Rheumatoid Arthritis and its Relationship to Alzheimer's Disease
Posted Aug 23 2010 5:55am
By Max Wallack Alzheimer's Reading Room
According to the Caroline Parkinson, Health Reporter for BBC News, “Arthritis protein guards against Alzheimer’s disease.” When this protein was given to mice with memory loss, they did better in memory tests.
It had been noted previously that people with rheumatoid arthritis were less likely to get Alzheimer’s, but the benefits were attributed to the anti-inflammatory drugs that the patients were taking.
Researchers at the University of South Florida treated mice, both healthy ones and those with Alzheimer’s symptoms, with GM-CSF, an attacking protein produced by people with rheumatoid arthritis.
After 20 days, the Alzheimer’s mice who received the GM-CSF protein did much better on memory and learning tests. Even the healthy mice receiving the protein performed better than those who had not received the protein.
Researchers have suggested that “ The protein may attract an influx of cells called microglia from the peripheral blood supply around the brain, which then attack the characteristic plaques that form in people with Alzheimer’s. Microglia are like the body’s natural rubbish collectors that go to damaged or inflamed areas to get rid of toxic substances. The brains of GM-CSF-treated Alzheimer’s mice showed more than a 50% decrease in beta amyloid, the substance which forms Alzheimer’s plaques.”
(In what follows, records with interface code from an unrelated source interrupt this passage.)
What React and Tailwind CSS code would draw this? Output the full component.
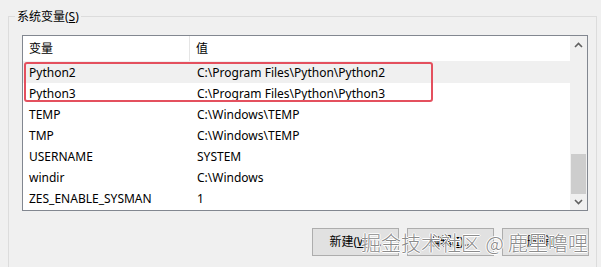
import React from "react";

const rows = [
  ["Python2", "C:\\Program Files\\Python\\Python2", true],
  ["Python3", "C:\\Program Files\\Python\\Python3", false],
  ["TEMP", "C:\\Windows\\TEMP", false],
  ["TMP", "C:\\Windows\\TEMP", false],
  ["USERNAME", "SYSTEM", false],
  ["windir", "C:\\Windows", false],
  ["ZES_ENABLE_SYSMAN", "1", false],
];

const font = { fontFamily: '"Noto Sans", "Noto Sans CJK SC", sans-serif' };

function Chevron({ up }) {
  return (
    <svg width="9" height="6" viewBox="0 0 9 6" className="block">
      <path
        d={up ? "M1 5 L4.5 1.5 L8 5" : "M1 1 L4.5 4.5 L8 1"}
        fill="none"
        stroke="#606060"
        strokeWidth="1.6"
      />
    </svg>
  );
}

export default function App() {
  return (
    <div
      className="relative w-[601px] h-[267px] overflow-hidden bg-[#f0f0f0] text-[12px] text-black"
      style={font}
    >
      <fieldset className="ml-[8px] mt-[8px] w-[589px] h-[280px] border border-[#dcdcdc] p-0 m-0">
        <legend className="ml-[6px] px-[2px] text-[12px] leading-[17px] text-[#000]">
          系统变量(<span className="underline">S</span>)
        </legend>
        <div className="relative ml-[13px] mt-[10px] w-[566px] h-[176px] border border-[#828790] bg-white flex">
          <div className="flex-1 flex flex-col">
            <div className="h-[26px] flex items-center border-b border-[#f0f0f0]">
              <div className="w-[167px] pl-[6px] h-full flex items-center border-r border-[#e5e5e5]">
                变量
              </div>
              <div className="pl-[6px]">值</div>
            </div>
            {rows.map(([k, v, sel]) => (
              <div
                key={k}
                className={
                  "h-[21px] flex items-center " + (sel ? "bg-[#f0f0f0]" : "")
                }
              >
                <div className="w-[168px] pl-[6px]">{k}</div>
                <div className="pl-[6px]">{v}</div>
              </div>
            ))}
          </div>
          <div className="w-[17px] bg-[#f0f0f0] flex flex-col items-center">
            <div className="h-[17px] w-full flex items-center justify-center mt-[1px]">
              <Chevron up />
            </div>
            <div className="flex-1 w-full px-[1px] flex flex-col">
              <div className="h-[100px]" />
              <div className="h-[40px] bg-[#cdcdcd]" />
            </div>
            <div className="h-[17px] w-full flex items-center justify-center">
              <Chevron />
            </div>
          </div>
          <div className="absolute left-[1px] top-[26px] w-[409px] h-[40px] border-2 border-[#e4505e] rounded-[3px]" />
        </div>
        <div className="ml-[303px] mt-[17px] flex gap-[8px]">
          <button className="w-[87px] h-[28px] bg-[#e1e1e1] border border-[#adadad] text-[12px]">
            新建(<span className="underline">W</span>)...
          </button>
          <button className="w-[87px] h-[28px] bg-[#e1e1e1] border border-[#adadad] text-[12px]">
            编辑(<span className="underline">I</span>)...
          </button>
          <button className="w-[87px] h-[28px] bg-[#e1e1e1] border border-[#adadad] text-[12px]">
            删除(<span className="underline">L</span>)
          </button>
        </div>
      </fieldset>
      <div
        className="absolute left-[361px] top-[229px] text-[20px] leading-[28px] text-[#8c8c8c] whitespace-nowrap"
        style={{
          fontFamily: '"Noto Sans CJK SC", sans-serif',
          fontWeight: 300,
          textShadow:
            "1px 0 0 #fff, -1px 0 0 #fff, 0 1px 0 #fff, 0 -1px 0 #fff",
        }}
      >
        掘金技术社区 @ 鹿里噜哩
      </div>
    </div>
  );
}
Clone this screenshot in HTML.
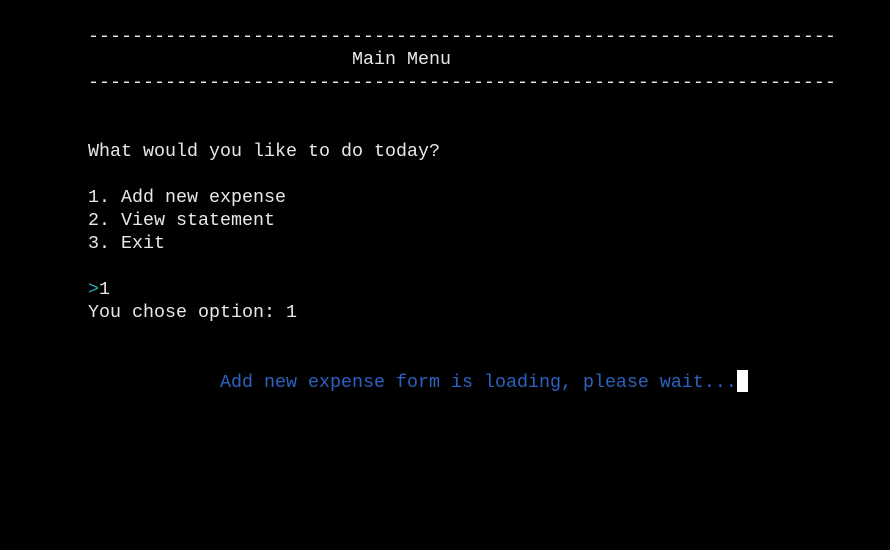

Dr. Huntington Potter, who led the research at the University of South Florida’s Health Byrd Alzheimer’s Institute, said: “Our findings provide a compelling explanation for why rheumatoid arthritis is a negative risk factor for Alzheimer’s disease.”
Dr Susanne Sorensen, head of research for the Alzheimer’s Society said, “The exciting research provides a possible answer to the long, unexplained question of why rheumatoid arthritis could reduce the risk of Alzheimer’s disease.”
It looks like this area wants some careful research and study!
Max Wallack is a student at Boston University Academy. His great grandmother, Gertrude, suffered from Alzheimer's disease. Max is the founder of PUZZLES TO REMEMBER.PTR is a project that provides puzzles to nursing homes and veterans institutions that care for Alzheimer's and dementia patients.